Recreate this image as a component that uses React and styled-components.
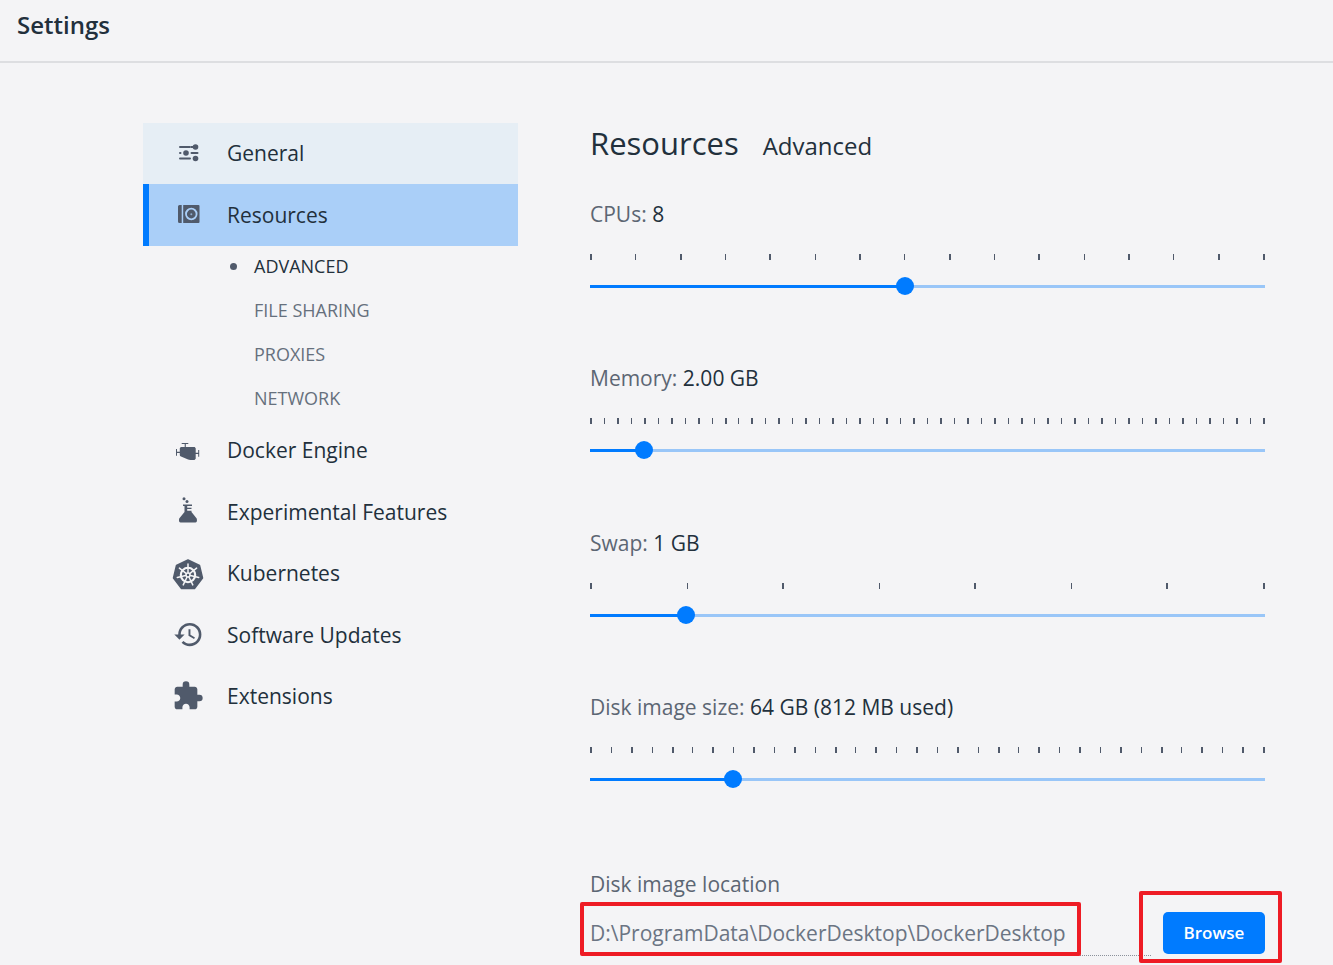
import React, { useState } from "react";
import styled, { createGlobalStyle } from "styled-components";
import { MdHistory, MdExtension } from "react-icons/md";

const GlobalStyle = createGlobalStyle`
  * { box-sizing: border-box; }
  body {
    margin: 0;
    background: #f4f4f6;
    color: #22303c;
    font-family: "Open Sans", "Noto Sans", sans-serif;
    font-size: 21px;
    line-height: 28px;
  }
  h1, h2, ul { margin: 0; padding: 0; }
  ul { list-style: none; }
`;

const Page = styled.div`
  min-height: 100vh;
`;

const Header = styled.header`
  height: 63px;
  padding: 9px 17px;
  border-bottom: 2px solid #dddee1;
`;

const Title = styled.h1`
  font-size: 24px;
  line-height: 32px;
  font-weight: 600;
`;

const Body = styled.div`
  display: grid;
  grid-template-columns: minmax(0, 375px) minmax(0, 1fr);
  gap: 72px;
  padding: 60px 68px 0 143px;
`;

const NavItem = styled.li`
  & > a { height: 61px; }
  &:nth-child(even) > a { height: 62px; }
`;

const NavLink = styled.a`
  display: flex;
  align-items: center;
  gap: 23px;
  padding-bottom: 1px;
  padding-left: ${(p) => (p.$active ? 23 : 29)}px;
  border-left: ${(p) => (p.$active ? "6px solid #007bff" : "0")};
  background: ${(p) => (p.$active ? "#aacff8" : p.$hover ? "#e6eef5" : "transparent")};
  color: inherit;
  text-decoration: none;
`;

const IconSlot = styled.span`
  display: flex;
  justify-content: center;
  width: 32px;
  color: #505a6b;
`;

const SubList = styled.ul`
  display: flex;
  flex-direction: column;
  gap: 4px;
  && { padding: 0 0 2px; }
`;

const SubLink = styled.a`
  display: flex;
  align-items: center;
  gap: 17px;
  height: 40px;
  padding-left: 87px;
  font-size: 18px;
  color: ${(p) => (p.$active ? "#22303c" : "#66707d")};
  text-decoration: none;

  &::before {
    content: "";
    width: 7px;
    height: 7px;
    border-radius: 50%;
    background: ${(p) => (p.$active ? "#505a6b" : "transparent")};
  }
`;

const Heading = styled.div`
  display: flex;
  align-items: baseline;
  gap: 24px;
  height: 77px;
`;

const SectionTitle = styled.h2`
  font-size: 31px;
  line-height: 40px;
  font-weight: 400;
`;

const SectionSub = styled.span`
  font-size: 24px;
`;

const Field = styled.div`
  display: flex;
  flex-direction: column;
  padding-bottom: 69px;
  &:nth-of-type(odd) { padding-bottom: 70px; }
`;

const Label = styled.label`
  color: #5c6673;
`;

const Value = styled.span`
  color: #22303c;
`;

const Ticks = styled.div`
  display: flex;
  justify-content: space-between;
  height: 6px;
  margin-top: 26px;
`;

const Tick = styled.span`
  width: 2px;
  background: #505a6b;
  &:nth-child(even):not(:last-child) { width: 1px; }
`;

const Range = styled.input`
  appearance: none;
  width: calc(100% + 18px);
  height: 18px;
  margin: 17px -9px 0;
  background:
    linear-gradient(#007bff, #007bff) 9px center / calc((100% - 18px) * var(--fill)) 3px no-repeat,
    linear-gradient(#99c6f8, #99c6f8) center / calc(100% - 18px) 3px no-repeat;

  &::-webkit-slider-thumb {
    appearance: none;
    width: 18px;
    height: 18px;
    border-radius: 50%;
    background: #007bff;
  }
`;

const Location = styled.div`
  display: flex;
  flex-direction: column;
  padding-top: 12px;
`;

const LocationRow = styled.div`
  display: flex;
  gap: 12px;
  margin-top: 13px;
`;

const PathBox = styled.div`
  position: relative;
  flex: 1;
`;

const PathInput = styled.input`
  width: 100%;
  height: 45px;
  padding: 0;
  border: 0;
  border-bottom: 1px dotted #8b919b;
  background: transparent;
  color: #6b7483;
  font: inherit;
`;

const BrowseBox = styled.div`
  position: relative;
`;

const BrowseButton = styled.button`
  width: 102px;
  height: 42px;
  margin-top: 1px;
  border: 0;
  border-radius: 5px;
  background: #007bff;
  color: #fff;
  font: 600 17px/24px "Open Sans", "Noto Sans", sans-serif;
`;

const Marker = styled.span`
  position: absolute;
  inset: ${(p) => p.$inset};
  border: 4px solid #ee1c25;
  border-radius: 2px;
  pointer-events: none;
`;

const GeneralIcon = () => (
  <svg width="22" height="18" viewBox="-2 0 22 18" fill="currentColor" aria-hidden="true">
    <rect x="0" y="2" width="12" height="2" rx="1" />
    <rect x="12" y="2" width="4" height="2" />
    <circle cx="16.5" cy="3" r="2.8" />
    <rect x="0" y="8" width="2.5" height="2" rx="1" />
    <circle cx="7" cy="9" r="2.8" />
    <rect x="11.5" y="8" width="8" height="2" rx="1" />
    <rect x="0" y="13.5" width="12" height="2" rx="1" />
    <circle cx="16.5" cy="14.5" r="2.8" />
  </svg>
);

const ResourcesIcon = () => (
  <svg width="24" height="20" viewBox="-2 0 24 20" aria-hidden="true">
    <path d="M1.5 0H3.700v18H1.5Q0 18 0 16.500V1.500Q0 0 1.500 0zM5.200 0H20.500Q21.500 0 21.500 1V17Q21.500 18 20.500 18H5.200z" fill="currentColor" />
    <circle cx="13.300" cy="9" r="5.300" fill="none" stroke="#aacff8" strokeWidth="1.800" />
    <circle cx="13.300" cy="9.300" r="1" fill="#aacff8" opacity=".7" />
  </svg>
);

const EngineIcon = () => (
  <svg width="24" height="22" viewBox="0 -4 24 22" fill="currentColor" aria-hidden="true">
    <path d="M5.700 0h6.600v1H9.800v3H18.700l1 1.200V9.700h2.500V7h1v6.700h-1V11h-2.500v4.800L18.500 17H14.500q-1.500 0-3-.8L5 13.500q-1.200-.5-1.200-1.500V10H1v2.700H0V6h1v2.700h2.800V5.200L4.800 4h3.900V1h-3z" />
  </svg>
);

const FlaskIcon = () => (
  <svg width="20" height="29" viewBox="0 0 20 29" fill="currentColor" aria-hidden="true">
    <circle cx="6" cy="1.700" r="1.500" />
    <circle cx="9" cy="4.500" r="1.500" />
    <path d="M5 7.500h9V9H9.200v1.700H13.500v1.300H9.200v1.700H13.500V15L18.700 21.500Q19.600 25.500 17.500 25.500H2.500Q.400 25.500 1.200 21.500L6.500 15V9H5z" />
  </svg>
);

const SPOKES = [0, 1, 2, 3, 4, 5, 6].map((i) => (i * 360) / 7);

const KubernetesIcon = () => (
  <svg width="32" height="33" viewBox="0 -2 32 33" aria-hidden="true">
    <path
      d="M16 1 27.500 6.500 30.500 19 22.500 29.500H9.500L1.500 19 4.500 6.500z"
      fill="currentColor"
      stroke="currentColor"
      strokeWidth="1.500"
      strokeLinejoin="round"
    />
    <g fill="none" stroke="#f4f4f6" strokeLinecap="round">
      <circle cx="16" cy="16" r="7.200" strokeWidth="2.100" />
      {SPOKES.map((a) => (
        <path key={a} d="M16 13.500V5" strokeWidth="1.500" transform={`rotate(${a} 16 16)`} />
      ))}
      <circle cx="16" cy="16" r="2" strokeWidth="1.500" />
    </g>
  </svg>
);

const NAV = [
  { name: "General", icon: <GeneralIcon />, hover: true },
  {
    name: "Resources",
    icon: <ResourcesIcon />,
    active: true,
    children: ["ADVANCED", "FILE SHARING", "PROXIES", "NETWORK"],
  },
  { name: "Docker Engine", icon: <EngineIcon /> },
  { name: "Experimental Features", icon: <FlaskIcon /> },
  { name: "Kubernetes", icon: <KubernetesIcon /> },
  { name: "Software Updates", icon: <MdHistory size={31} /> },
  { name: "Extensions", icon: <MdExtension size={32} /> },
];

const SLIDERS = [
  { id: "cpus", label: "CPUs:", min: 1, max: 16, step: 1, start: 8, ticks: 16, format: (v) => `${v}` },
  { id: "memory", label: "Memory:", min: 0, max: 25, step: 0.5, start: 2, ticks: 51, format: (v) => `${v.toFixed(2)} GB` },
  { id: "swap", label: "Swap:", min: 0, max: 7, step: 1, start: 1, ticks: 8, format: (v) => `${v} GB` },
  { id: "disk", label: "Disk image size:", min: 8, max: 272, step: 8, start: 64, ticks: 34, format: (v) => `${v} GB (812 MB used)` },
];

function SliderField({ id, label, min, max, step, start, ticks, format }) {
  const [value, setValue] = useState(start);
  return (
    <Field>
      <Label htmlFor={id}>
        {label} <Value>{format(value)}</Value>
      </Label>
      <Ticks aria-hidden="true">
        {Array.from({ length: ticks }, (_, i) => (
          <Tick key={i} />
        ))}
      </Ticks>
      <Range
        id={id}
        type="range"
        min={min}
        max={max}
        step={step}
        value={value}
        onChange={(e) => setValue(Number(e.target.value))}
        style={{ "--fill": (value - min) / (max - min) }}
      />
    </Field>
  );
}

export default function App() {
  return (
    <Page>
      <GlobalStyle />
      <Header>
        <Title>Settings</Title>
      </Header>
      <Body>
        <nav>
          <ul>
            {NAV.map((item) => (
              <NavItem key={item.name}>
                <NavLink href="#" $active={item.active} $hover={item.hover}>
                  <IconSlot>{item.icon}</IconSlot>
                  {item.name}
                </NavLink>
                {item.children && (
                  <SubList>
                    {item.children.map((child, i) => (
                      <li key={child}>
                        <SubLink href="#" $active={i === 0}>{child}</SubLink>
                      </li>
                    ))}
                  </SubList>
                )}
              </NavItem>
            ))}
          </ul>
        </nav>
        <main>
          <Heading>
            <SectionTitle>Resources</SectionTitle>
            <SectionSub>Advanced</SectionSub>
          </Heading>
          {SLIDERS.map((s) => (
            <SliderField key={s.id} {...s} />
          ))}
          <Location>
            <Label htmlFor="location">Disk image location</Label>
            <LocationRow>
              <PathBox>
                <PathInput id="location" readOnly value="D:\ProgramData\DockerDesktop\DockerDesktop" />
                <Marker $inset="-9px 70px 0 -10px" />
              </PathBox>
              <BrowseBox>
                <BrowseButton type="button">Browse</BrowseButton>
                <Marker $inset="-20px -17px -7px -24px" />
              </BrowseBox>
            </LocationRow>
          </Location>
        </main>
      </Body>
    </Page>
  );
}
---*---
## WHAT THE EXERCISE ASKS
Extract from the data every line where "image" shows up.

## EXERCISE RESULT
Recreate this image as a component that uses React and styled-components.
  { id: "disk", label: "Disk image size:", min: 8, max: 272, step: 8, start: 64, ticks: 34, format: (v) => `${v} GB (812 MB used)` },
            <Label htmlFor="location">Disk image location</Label>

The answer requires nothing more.